The team identified the culprit and banned him for life.
These are bans and fines for a player and a fan. So what is cycling’s plan for dealing with overt racism from a team owner? Reached by email, the UCI said this when asked about Tinkov’s tweet: “The Union Cycliste Internationale (UCI) strongly condemns any sort of discrimination in cycling, including racism. Together with all of our stakeholders, we have the responsibility to make sure that such behavior has no place in our sport.”
UCI’s head of communications, Sébastien Gillot, said that would be the agency’s only comment on the matter. If that’s the only comment, but it’s followed by decisive action (too late for any action to be swift), fine. But if the UCI thinks saying the right thing excuses it from doing the right thing, it is mistaken.
At last year’s Tour, Swiss rider Michael Albasini was accused of shouting racist abuse at Kevin Reza, a black Frenchman riding for team Europcar. It was almost identical to the Suarez situation — two rivals, in the heat of the game, with no officials to witness. A fine and an eight-game ban for Suarez, nothing for Albasini.

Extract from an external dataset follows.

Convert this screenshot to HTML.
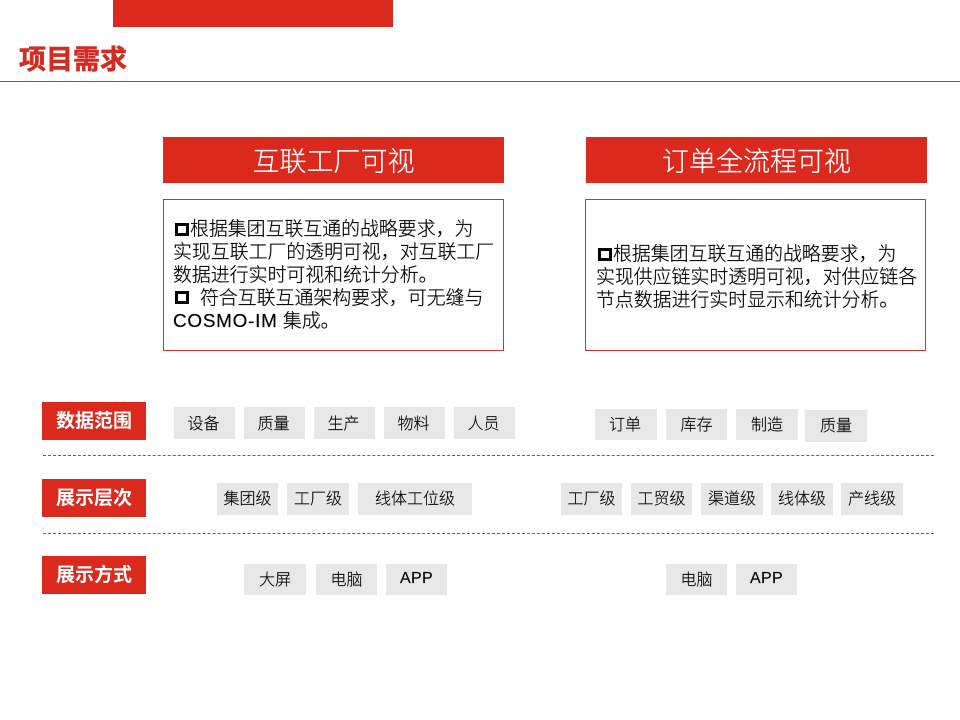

Two days after Tinkov’s tweet, massive crowds in the Eritrean capital of Asmara welcomed African riders Daniel Teklehaimanot and Merhawi Kudos (MTN-Qhubeka) back from France. The pair’s route from the airport to their private reception with Eritrea’s president was reportedly lined with people, many of whom had turned out in polka-dot clothes, in honor of the days Teklehaimanot led the Tour’s climbing competition.
Cycling hasn’t been the provincial sport it once was for a long time. But now it’s more global than ever. There is no place for racism, and no excuse to let racist abuse go unpunished.
Oleg Tinkov called a black man a monkey in a public forum. This one is cut and dried.